The line containing "const hintClass = 'text-[10px]" marks the end: extract everything from the first line of the data through that line, exactly, with no pictures.
*-*-*
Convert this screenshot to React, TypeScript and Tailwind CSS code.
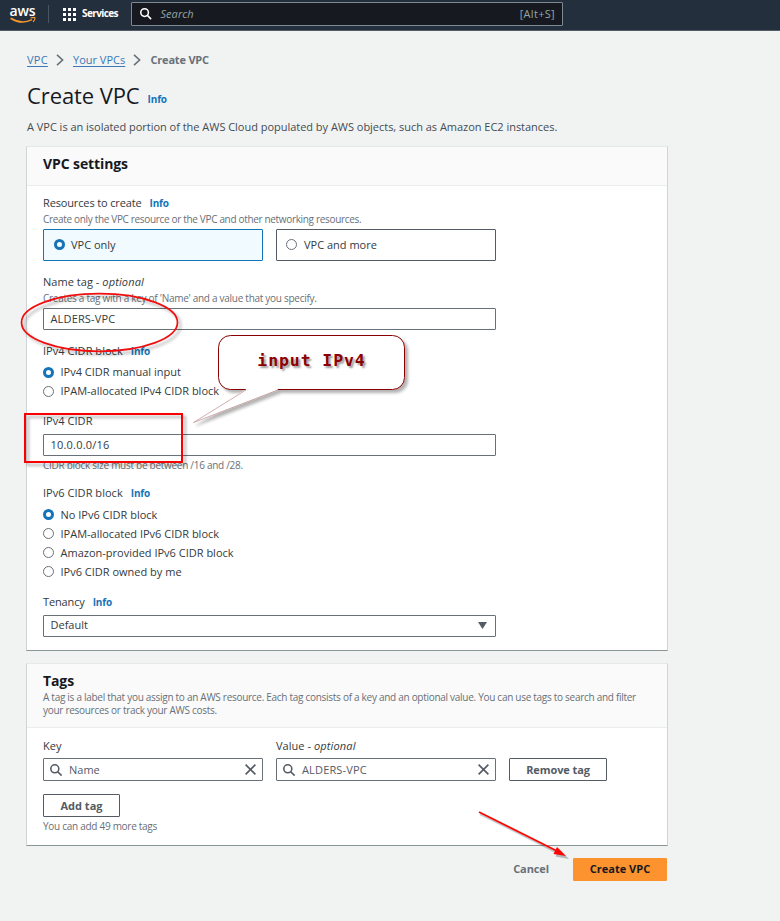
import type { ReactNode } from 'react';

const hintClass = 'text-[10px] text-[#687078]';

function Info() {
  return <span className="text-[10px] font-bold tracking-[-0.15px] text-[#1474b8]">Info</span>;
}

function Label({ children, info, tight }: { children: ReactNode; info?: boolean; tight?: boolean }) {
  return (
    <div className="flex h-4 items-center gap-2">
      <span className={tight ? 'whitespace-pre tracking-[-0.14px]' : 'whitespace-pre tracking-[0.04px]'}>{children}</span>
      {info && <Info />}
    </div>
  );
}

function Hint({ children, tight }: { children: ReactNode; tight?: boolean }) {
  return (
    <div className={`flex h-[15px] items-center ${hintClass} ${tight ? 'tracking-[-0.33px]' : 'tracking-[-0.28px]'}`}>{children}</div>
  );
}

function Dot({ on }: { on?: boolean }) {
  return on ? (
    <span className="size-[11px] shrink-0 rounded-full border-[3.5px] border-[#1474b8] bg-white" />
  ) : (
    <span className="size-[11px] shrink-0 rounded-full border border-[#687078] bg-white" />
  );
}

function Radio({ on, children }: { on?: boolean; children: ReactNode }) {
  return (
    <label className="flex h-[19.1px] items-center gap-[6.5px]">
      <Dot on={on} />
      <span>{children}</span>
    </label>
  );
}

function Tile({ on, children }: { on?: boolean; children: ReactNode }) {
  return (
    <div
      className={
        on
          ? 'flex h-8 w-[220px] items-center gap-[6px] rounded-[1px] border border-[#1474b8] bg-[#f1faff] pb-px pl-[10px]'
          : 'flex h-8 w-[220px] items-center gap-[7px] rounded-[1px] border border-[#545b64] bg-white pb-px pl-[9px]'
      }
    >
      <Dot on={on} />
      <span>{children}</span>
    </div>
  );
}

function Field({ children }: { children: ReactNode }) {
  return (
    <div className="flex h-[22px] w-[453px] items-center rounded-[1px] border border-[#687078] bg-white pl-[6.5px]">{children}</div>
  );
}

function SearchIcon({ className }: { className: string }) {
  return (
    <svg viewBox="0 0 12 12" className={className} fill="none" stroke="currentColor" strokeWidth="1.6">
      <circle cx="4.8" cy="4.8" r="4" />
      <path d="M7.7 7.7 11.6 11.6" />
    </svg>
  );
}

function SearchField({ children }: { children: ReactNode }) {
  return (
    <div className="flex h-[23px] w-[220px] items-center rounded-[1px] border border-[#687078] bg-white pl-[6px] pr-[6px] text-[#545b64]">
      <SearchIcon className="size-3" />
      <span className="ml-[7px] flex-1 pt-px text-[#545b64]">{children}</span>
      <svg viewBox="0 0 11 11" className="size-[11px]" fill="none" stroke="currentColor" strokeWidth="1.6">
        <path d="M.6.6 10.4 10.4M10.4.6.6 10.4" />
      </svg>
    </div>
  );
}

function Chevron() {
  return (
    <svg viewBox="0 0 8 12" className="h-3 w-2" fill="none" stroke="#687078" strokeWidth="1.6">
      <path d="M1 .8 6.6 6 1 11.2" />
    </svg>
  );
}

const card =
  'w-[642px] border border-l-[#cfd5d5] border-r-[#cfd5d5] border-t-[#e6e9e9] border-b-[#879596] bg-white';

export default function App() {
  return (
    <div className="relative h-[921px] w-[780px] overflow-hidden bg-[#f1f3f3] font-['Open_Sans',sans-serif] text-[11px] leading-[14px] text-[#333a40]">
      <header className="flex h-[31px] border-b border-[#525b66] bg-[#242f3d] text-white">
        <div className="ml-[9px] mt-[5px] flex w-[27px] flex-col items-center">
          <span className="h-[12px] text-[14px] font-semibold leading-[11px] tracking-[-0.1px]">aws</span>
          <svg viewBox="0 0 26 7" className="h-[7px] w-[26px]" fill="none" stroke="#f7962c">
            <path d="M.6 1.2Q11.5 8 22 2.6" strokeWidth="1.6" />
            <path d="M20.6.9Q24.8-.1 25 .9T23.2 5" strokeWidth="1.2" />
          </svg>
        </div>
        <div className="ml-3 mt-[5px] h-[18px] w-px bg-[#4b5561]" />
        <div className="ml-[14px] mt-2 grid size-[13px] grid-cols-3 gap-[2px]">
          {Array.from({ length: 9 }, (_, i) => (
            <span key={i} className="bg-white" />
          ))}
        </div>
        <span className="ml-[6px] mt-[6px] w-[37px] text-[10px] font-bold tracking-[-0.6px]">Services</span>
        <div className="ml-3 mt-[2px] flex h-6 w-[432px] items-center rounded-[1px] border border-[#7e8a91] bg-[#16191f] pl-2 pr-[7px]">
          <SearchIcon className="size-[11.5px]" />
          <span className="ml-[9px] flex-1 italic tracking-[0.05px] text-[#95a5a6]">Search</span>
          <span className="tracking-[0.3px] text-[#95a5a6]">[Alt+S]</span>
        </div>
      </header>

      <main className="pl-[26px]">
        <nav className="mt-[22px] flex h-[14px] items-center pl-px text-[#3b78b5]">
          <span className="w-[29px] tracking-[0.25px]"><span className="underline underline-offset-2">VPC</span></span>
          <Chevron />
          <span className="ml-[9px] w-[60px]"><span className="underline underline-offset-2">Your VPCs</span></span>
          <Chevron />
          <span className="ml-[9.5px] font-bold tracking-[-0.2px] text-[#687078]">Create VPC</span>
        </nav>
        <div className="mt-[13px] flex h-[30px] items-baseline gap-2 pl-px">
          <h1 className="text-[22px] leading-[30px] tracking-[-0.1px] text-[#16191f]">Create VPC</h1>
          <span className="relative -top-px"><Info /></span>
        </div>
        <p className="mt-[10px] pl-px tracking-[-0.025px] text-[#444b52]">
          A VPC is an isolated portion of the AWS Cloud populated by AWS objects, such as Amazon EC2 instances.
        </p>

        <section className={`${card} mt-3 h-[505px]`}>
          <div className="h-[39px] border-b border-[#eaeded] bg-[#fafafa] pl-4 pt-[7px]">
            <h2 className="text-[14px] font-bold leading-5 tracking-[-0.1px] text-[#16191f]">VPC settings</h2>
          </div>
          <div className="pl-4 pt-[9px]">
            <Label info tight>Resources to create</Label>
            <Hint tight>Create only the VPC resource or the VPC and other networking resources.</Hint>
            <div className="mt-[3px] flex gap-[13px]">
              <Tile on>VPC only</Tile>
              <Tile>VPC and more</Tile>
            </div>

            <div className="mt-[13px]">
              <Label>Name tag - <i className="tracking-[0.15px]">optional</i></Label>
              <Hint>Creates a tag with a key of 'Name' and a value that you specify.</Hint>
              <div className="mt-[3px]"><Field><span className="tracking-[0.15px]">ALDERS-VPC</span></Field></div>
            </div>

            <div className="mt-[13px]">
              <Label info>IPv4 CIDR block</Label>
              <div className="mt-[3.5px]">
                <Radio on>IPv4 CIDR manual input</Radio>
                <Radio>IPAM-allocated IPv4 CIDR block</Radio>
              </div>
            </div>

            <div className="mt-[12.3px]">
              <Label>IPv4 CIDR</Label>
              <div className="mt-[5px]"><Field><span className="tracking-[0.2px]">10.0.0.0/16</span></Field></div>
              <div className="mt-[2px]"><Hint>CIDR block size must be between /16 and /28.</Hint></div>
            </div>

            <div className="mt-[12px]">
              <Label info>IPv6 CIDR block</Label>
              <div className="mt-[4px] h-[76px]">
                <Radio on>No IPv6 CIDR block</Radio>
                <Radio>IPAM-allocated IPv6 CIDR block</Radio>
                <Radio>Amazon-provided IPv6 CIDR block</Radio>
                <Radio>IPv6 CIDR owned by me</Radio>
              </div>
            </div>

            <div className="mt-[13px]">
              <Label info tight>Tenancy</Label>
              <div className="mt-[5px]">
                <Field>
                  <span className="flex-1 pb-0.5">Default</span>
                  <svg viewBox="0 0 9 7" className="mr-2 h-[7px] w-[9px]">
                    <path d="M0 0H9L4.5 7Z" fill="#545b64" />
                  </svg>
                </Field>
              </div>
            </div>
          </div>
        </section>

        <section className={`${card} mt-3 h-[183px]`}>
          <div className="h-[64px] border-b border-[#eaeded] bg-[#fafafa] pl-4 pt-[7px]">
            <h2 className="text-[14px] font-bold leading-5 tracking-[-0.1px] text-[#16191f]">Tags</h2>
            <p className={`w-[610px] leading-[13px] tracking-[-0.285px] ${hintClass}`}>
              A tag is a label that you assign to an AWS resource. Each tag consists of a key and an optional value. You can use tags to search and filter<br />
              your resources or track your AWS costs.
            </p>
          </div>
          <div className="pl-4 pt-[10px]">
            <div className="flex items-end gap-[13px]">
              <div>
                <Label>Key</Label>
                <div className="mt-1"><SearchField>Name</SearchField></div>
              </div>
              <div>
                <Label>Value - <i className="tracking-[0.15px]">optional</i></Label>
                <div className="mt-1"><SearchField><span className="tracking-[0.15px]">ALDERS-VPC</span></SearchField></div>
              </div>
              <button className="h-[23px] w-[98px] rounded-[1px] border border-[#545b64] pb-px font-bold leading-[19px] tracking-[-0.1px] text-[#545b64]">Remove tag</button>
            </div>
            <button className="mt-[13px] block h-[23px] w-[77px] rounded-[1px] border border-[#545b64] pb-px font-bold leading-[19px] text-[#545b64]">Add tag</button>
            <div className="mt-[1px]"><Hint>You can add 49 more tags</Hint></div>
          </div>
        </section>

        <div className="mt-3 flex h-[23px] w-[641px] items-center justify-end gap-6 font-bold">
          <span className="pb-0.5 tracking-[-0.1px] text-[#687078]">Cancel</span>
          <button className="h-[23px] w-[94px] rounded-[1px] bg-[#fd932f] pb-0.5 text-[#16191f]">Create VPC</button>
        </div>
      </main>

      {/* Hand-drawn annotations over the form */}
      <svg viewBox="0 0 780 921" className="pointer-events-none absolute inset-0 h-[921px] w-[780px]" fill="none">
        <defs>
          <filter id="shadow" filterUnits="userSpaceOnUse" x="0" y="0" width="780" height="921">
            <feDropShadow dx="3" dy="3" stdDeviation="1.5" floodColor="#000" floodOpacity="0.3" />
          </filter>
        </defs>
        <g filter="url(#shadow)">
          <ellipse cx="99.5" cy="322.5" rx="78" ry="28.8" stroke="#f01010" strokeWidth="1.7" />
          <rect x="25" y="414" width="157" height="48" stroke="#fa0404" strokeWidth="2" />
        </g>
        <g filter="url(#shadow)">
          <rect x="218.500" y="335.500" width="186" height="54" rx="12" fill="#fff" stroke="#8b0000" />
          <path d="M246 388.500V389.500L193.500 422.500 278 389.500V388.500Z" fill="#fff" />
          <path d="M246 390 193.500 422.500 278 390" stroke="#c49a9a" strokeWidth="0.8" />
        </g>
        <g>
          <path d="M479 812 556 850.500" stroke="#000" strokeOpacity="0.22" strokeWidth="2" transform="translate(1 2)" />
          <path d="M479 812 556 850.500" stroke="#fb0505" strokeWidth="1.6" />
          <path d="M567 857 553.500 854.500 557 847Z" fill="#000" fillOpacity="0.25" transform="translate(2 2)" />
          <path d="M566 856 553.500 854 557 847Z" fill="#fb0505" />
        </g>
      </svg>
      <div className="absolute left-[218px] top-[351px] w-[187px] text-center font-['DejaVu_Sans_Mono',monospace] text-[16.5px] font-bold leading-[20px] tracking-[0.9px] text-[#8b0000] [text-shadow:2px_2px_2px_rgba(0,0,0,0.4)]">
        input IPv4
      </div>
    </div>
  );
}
*-*-*
Problem solution:
Convert this screenshot to React, TypeScript and Tailwind CSS code.
import type { ReactNode } from 'react';

const hintClass = 'text-[10px] text-[#687078]';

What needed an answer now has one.